#### WHAT IS ASKED
Only the number is wanted: how many lines of the data contain "React"?

___

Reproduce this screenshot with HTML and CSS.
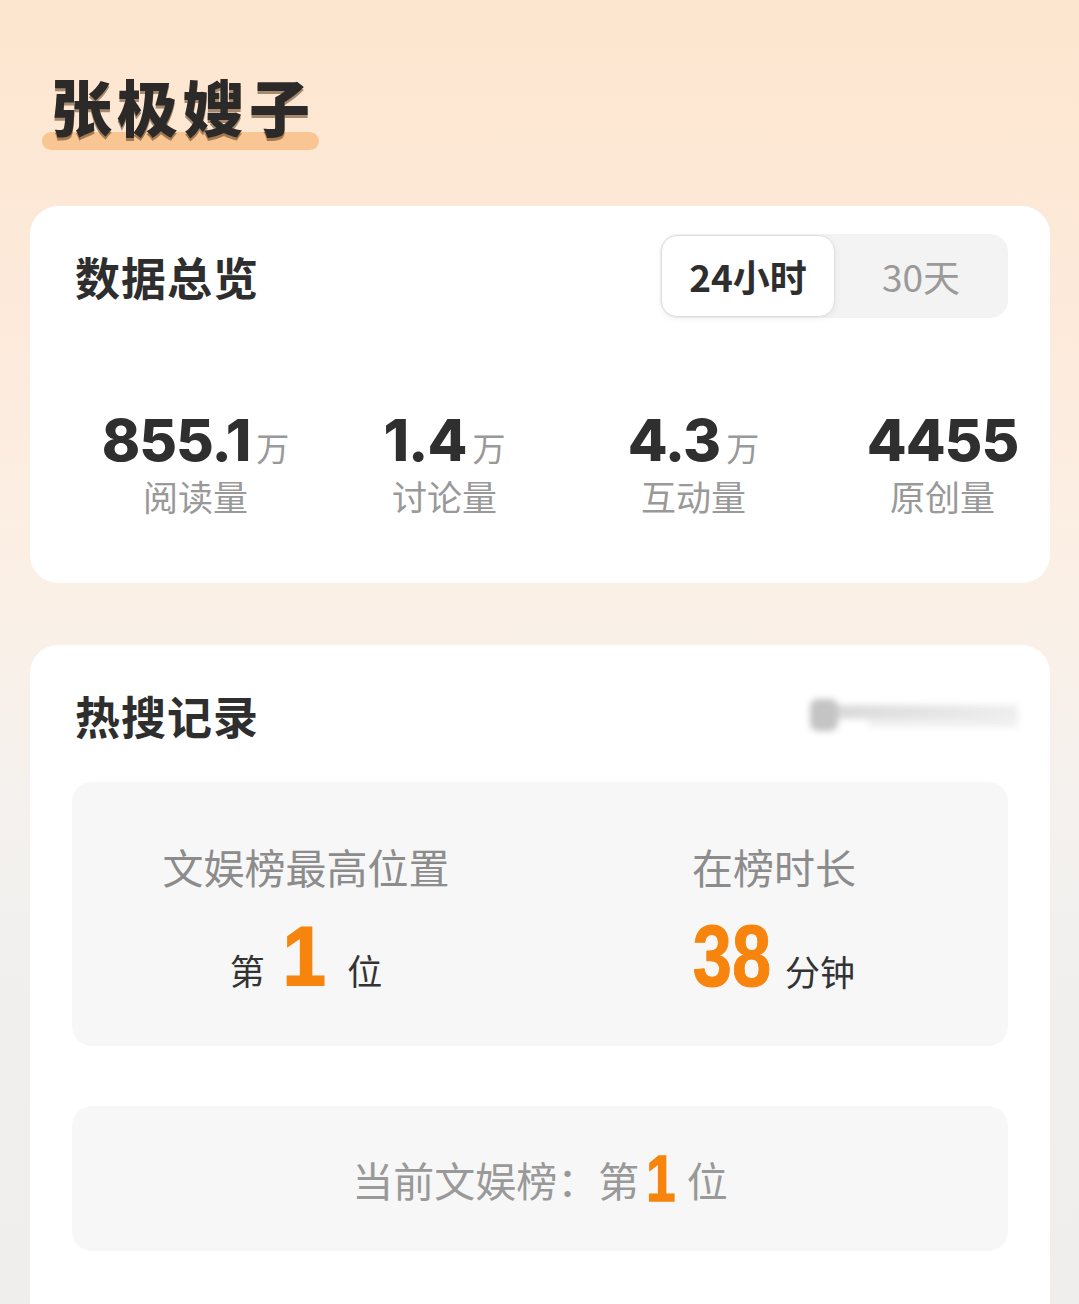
FILE: index.html
```html
<!DOCTYPE html>
<html lang="zh-CN">
<head>
<meta charset="utf-8">
<title>张极嫂子</title>
<link rel="stylesheet" href="styles.css">
</head>
<body>
<div class="page">
  <div class="hero">
    <h1 class="title">张极嫂子</h1>
  </div>

  <section class="card overview">
    <div class="card-head">
      <h2 class="card-title">数据总览</h2>
      <div class="seg">
        <div class="seg-item active">24小时</div>
        <div class="seg-item">30天</div>
      </div>
    </div>
    <div class="stats">
      <div class="stat">
        <div class="stat-value"><span class="num">855.1</span><span class="unit">万</span></div>
        <div class="stat-label">阅读量</div>
      </div>
      <div class="stat">
        <div class="stat-value"><span class="num">1.4</span><span class="unit">万</span></div>
        <div class="stat-label">讨论量</div>
      </div>
      <div class="stat">
        <div class="stat-value"><span class="num">4.3</span><span class="unit">万</span></div>
        <div class="stat-label">互动量</div>
      </div>
      <div class="stat">
        <div class="stat-value"><span class="num">4455</span></div>
        <div class="stat-label">原创量</div>
      </div>
    </div>
  </section>

  <section class="card hot">
    <div class="card-head">
      <h2 class="card-title">热搜记录</h2>
      <div class="blurred"><span class="blur-dot"></span><span class="blur-bar"></span><span class="blur-bar2"></span></div>
    </div>
    <div class="box rank-box">
      <div class="rank-col">
        <div class="rank-label">文娱榜最高位置</div>
        <div class="rank-value"><span class="dark">第</span><span class="big one">1</span><span class="dark">位</span></div>
      </div>
      <div class="rank-col">
        <div class="rank-label">在榜时长</div>
        <div class="rank-value"><span class="big two">38</span><span class="dark">分钟</span></div>
      </div>
    </div>
    <div class="box current-box">
      <span class="cur-text">当前文娱榜：第</span><span class="cur-num">1</span><span class="cur-text">位</span>
    </div>
  </section>
</div>
</body>
</html>
```

FILE: styles.css
```css
html, body {
  margin: 0;
  padding: 0;
}
body {
  font-family: "Noto Sans CJK SC", "Noto Sans", sans-serif;
  color: #2f2f2f;
}
.page {
  box-sizing: border-box;
  height: 1304px;
  overflow: hidden;
  padding: 0 29px 0 30px;
  background: linear-gradient(180deg, #fde6cf 0%, #fdeadb 25%, #fbf0e6 45%, #f4f1ee 62%, #f0efee 80%, #efeeed 100%);
}
.hero {
  height: 206px;
  box-sizing: border-box;
  padding: 66px 0 0 12px;
}
.title {
  position: relative;
  display: inline-block;
  margin: 0;
  padding: 0 4px 0 9px;
  font-size: 61px;
  line-height: 80px;
  font-weight: 900;
  letter-spacing: 5px;
  color: #2c2a28;
  text-shadow: 0 3px 0 rgba(92, 58, 26, 0.55);
  z-index: 0;
}
.title::after {
  content: "";
  position: absolute;
  left: 0;
  right: 0;
  bottom: -4px;
  height: 18px;
  border-radius: 9px;
  background: #f9c592;
  z-index: -1;
}

.card {
  background: #fff;
  border-radius: 28px;
  padding: 28px 42px 0 45px;
}
.overview {
  height: 377px;
  box-sizing: border-box;
}
.hot {
  margin-top: 62px;
  padding-left: 42px;
  height: 700px;
  box-sizing: border-box;
}
.card-head {
  display: flex;
  align-items: center;
  justify-content: space-between;
  height: 84px;
}
.card-title {
  margin: 0;
  font-size: 45px;
  font-weight: 700;
  letter-spacing: 1px;
  color: #2e2e2e;
}
.hot .card-title {
  padding-left: 3px;
}

.seg {
  display: flex;
  width: 348px;
  height: 84px;
  box-sizing: border-box;
  padding: 1px;
  background: #f3f3f3;
  border-radius: 18px;
}
.seg-item {
  flex: 1;
  display: flex;
  align-items: center;
  justify-content: center;
  font-size: 37px;
  color: #9a9a9a;
  border-radius: 16px;
}
.seg-item.active {
  background: #fff;
  border: 1px solid #dedede;
  box-shadow: 0 2px 6px rgba(0, 0, 0, 0.06);
  color: #2e2e2e;
  font-weight: 700;
}

.stats {
  display: grid;
  grid-template-columns: repeat(4, 249px);
  margin: 92px -90px 0 -4px;
}
.stat {
  display: flex;
  flex-direction: column;
  align-items: center;
}
.stat-value {
  display: flex;
  align-items: baseline;
  height: 60px;
}
.num {
  font-family: Inter, "Noto Sans", sans-serif;
  font-weight: 800;
  font-size: 58px;
  line-height: 60px;
  letter-spacing: -1px;
  color: #2f2f2f;
}
.unit {
  font-size: 33px;
  color: #999;
  margin-left: 6px;
}
.stat-label {
  margin-top: 2px;
  font-size: 35px;
  line-height: 48px;
  color: #999;
}

.blurred {
  position: relative;
  width: 210px;
  height: 44px;
  margin-right: -10px;
  filter: blur(3px);
}
.blur-dot {
  position: absolute;
  left: 2px;
  top: 6px;
  width: 28px;
  height: 32px;
  border-radius: 8px;
  background: #c4c4c4;
}
.blur-bar {
  position: absolute;
  left: 30px;
  top: 12px;
  width: 180px;
  height: 14px;
  background: linear-gradient(90deg, #dadada, #efefef);
}
.blur-bar2 {
  position: absolute;
  left: 60px;
  top: 26px;
  width: 150px;
  height: 8px;
  background: #f0f0f0;
}

.box {
  background: #f7f7f7;
  border-radius: 20px;
}
.rank-box {
  margin-top: 25px;
  height: 264px;
  display: grid;
  grid-template-columns: 1fr 1fr;
}
.rank-col {
  display: flex;
  flex-direction: column;
  align-items: center;
  padding-top: 56px;
}
.rank-label {
  font-size: 41px;
  line-height: 56px;
  color: #8c8c8c;
}
.rank-value {
  display: flex;
  align-items: baseline;
  margin-top: 20px;
}
.dark {
  font-size: 35px;
  color: #333;
}
.big {
  display: inline-block;
  font-family: "Liberation Sans", Arial, sans-serif;
  font-weight: 700;
  line-height: 84px;
  color: #f7840c;
  transform-origin: center bottom;
}
.big.one {
  font-size: 84px;
  transform: scaleX(0.92);
  margin: 0 20px 0 16px;
  -webkit-text-stroke: 2px #f7840c;
}
.big.two {
  font-size: 88px;
  transform: scaleX(0.8);
  margin: 0 4px 0 -10px;
  -webkit-text-stroke: 1px #f7840c;
}

.current-box {
  margin-top: 60px;
  height: 145px;
  display: flex;
  align-items: center;
  justify-content: center;
}
.cur-text {
  font-size: 41px;
  color: #999;
}
.cur-num {
  display: inline-block;
  font-family: "Liberation Sans", Arial, sans-serif;
  font-weight: 700;
  font-size: 64px;
  line-height: 64px;
  color: #f7840c;
  margin: 0 8px 0 4px;
  transform: scaleX(0.82);
  -webkit-text-stroke: 1.5px #f7840c;
}
```
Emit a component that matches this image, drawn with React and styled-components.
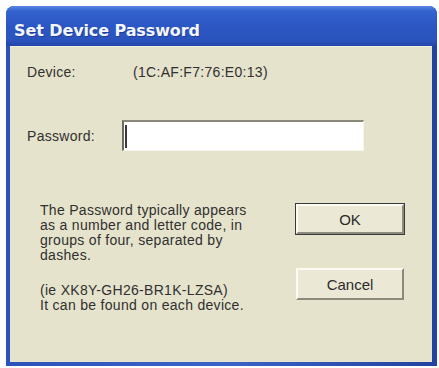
import React from 'react';
import styled, { createGlobalStyle } from 'styled-components';

const GlobalStyle = createGlobalStyle`
  html, body {
    margin: 0;
    padding: 0;
    background: #fdfdfd;
  }
  body {
    font-family: "Liberation Sans", Arial, sans-serif;
  }
`;

const Page = styled.div`
  width: 439px;
  height: 368px;
  padding: 6px 0 0 6px;
  box-sizing: border-box;
`;

const Window = styled.div`
  width: 431px;
  height: 360px;
  display: flex;
  flex-direction: column;
  border-radius: 8px 8px 0 0;
  overflow: hidden;
  background: #2c55be;
`;

const TitleBar = styled.div`
  height: 40px;
  flex-shrink: 0;
  display: flex;
  align-items: center;
  padding: 8px 0 0 8px;
  box-sizing: border-box;
  background: linear-gradient(180deg, #5b86e4 0%, #3462cf 12%, #2b57c4 50%, #2a53bd 85%, #2347a8 100%);
`;

const Title = styled.span`
  font-family: "DejaVu Sans", Verdana, sans-serif;
  font-weight: bold;
  font-size: 16px;
  color: #f4f6ff;
  letter-spacing: -0.1px;
  text-shadow: 1px 1px 0 rgba(20, 40, 110, 0.5);
`;

const Frame = styled.div`
  flex: 1;
  display: flex;
  padding: 0 5px 4px 4px;
  background: linear-gradient(90deg, #2b52b8 0%, #3a63c8 50%, #22439f 100%);
`;

const Body = styled.div`
  flex: 1;
  display: flex;
  flex-direction: column;
  background: #e6e3cc;
  padding: 16px 28px 0 17px;
  color: #303030;
  font-size: 14px;
  letter-spacing: 0.3px;
  border-top: 1px solid #f1efe0;
  box-sizing: border-box;
`;

const Row = styled.div`
  display: flex;
  align-items: center;
  height: ${({ h }) => h}px;
  margin-top: ${({ mt }) => mt || 0}px;
`;

const Label = styled.span`
  width: ${({ w }) => w}px;
  flex-shrink: 0;
`;

const Input = styled.div`
  width: 242px;
  height: 31px;
  box-sizing: border-box;
  background: #fff;
  border-top: 2px solid #8a8878;
  border-left: 2px solid #6e6c60;
  border-right: 1px solid #f7f6ee;
  border-bottom: 1px solid #f7f6ee;
  display: flex;
  align-items: center;
  padding-left: 1px;
`;

const Caret = styled.span`
  width: 2px;
  height: 23px;
  background: #3a3a3a;
`;

const Lower = styled.div`
  display: grid;
  grid-template-columns: 1fr 108px;
  margin-top: 52px;
  padding-left: 13px;
`;

const Notes = styled.div`
  display: flex;
  flex-direction: column;
  gap: 20px;
`;

const Text = styled.p`
  margin: 0;
  line-height: 15px;
`;

const Buttons = styled.div`
  display: flex;
  flex-direction: column;
  gap: 34px;
  padding-top: 1px;
`;

const Button = styled.div`
  height: ${({ primary }) => (primary ? 30 : 32)}px;
  box-sizing: border-box;
  display: flex;
  align-items: center;
  justify-content: center;
  background: #ebe8d6;
  font-size: 15px;
  letter-spacing: 0;
  color: #2b2b2b;
  border-top: 2px solid #fbfaf3;
  border-left: 2px solid #fbfaf3;
  border-right: 2px solid #8c8a7c;
  border-bottom: 2px solid #8c8a7c;
  box-shadow: ${({ primary }) => (primary ? '0 0 0 1px #3a3a3a' : 'none')};
`;

export default function App() {
  return (
    <>
      <GlobalStyle />
      <Page>
        <Window>
          <TitleBar>
            <Title>Set Device Password</Title>
          </TitleBar>
          <Frame>
            <Body>
              <Row h={18}>
                <Label w={106}>Device:</Label>
                <span>(1C:AF:F7:76:E0:13)</span>
              </Row>
              <Row h={31} mt={39}>
                <Label w={95}>Password:</Label>
                <Input>
                  <Caret />
                </Input>
              </Row>
              <Lower>
                <Notes>
                  <Text>
                    The Password typically appears<br />
                    as a number and letter code, in<br />
                    groups of four, separated by<br />
                    dashes.
                  </Text>
                  <Text>
                    (ie XK8Y-GH26-BR1K-LZSA)<br />
                    It can be found on each device.
                  </Text>
                </Notes>
                <Buttons>
                  <Button primary>OK</Button>
                  <Button>Cancel</Button>
                </Buttons>
              </Lower>
            </Body>
          </Frame>
        </Window>
      </Page>
    </>
  );
}
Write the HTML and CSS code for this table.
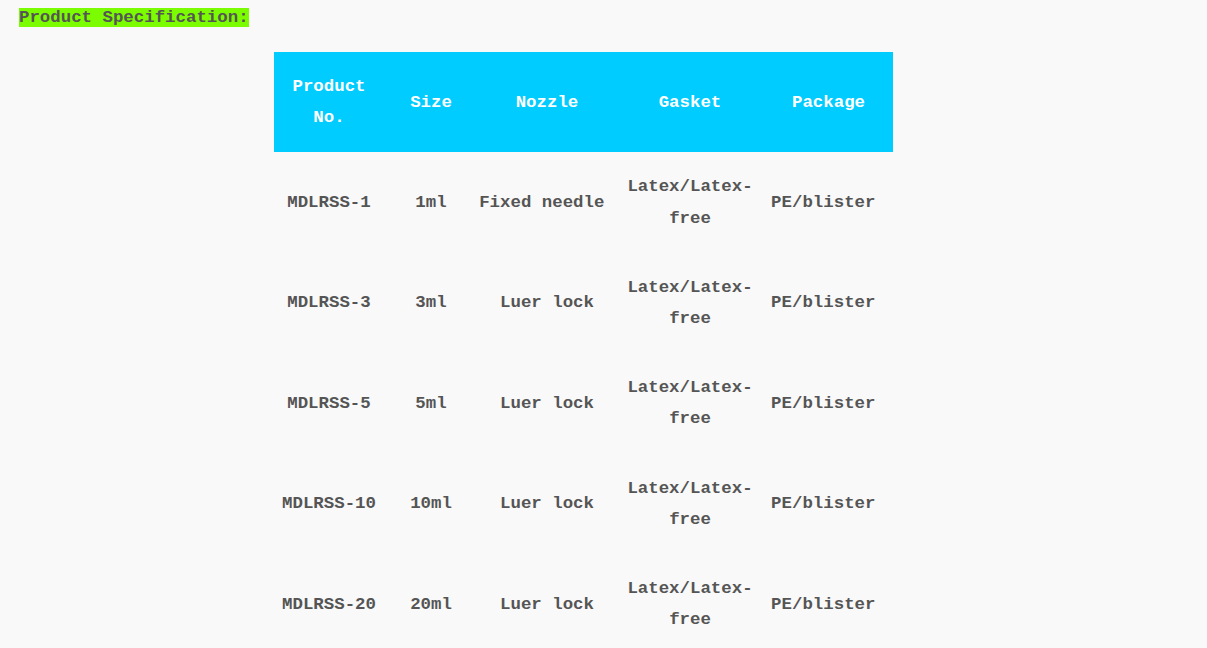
FILE: index.html
```html
<!DOCTYPE html>
<html lang="en">
<head>
  <meta charset="UTF-8">
  <title>Product Specification</title>
  <link rel="stylesheet" href="styles.css">
</head>
<body>
<div class="box">
  <p class="title"><span class="mark">Product Specification:</span></p>
  <table class="spec">
    <colgroup>
      <col class="c1">
      <col class="c2">
      <col class="c3">
      <col class="c4">
      <col class="c5">
    </colgroup>
    <thead>
      <tr>
        <th>Product No.</th>
        <th>Size</th>
        <th>Nozzle</th>
        <th>Gasket</th>
        <th>Package</th>
      </tr>
    </thead>
    <tbody>
      <tr>
        <td>MDLRSS-1</td>
        <td>1ml</td>
        <td class="nowrap">Fixed needle&nbsp;</td>
        <td>Latex/Latex-free</td>
        <td>PE/blister&nbsp;</td>
      </tr>
      <tr>
        <td>MDLRSS-3</td>
        <td>3ml</td>
        <td>Luer lock</td>
        <td>Latex/Latex-free</td>
        <td>PE/blister&nbsp;</td>
      </tr>
      <tr>
        <td>MDLRSS-5</td>
        <td>5ml</td>
        <td>Luer lock</td>
        <td>Latex/Latex-free</td>
        <td>PE/blister&nbsp;</td>
      </tr>
      <tr>
        <td>MDLRSS-10</td>
        <td>10ml</td>
        <td>Luer lock</td>
        <td>Latex/Latex-free</td>
        <td>PE/blister&nbsp;</td>
      </tr>
      <tr>
        <td>MDLRSS-20</td>
        <td>20ml</td>
        <td>Luer lock</td>
        <td>Latex/Latex-free</td>
        <td>PE/blister&nbsp;</td>
      </tr>
    </tbody>
  </table>
</div>
</body>
</html>
```

FILE: styles.css
```css
*{
  margin: 0;
  padding: 0;
}
html,body{
  width: 100%;
  background-color: #f9f9f9;
}
body{
  font-family: "Liberation Mono", "Courier New", monospace;
  font-size: 17.4px;
  font-weight: bold;
  color: #555555;
}
.box{
  padding: 8px 0 0 19px;
}
/*标题*/
.title{
  line-height: 20px;
}
.mark{
  background-color: #7cfc00;
}
/*规格表*/
.spec{
  width: 619px;
  margin: 24px 0 0 255px;
  border-collapse: collapse;
  table-layout: fixed;
}
.spec .c1{ width: 110px; }
.spec .c2{ width: 94px; }
.spec .c3{ width: 138px; }
.spec .c4{ width: 148px; }
.spec .c5{ width: 129px; }
.spec th,
.spec td{
  padding: 19px 1px;
  line-height: 31.2px;
  text-align: center;
  vertical-align: middle;
}
.spec .nowrap{
  white-space: nowrap;
}
.spec thead tr{
  background-color: #00ccff;
}
.spec th{
  color: #ffffff;
  font-weight: bold;
}
```
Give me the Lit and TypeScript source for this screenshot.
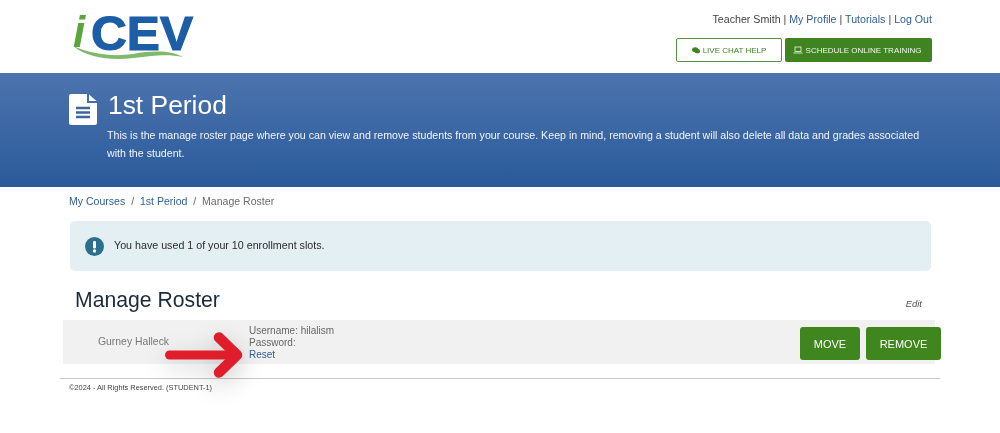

___

#### REPLY TO THE TASK
2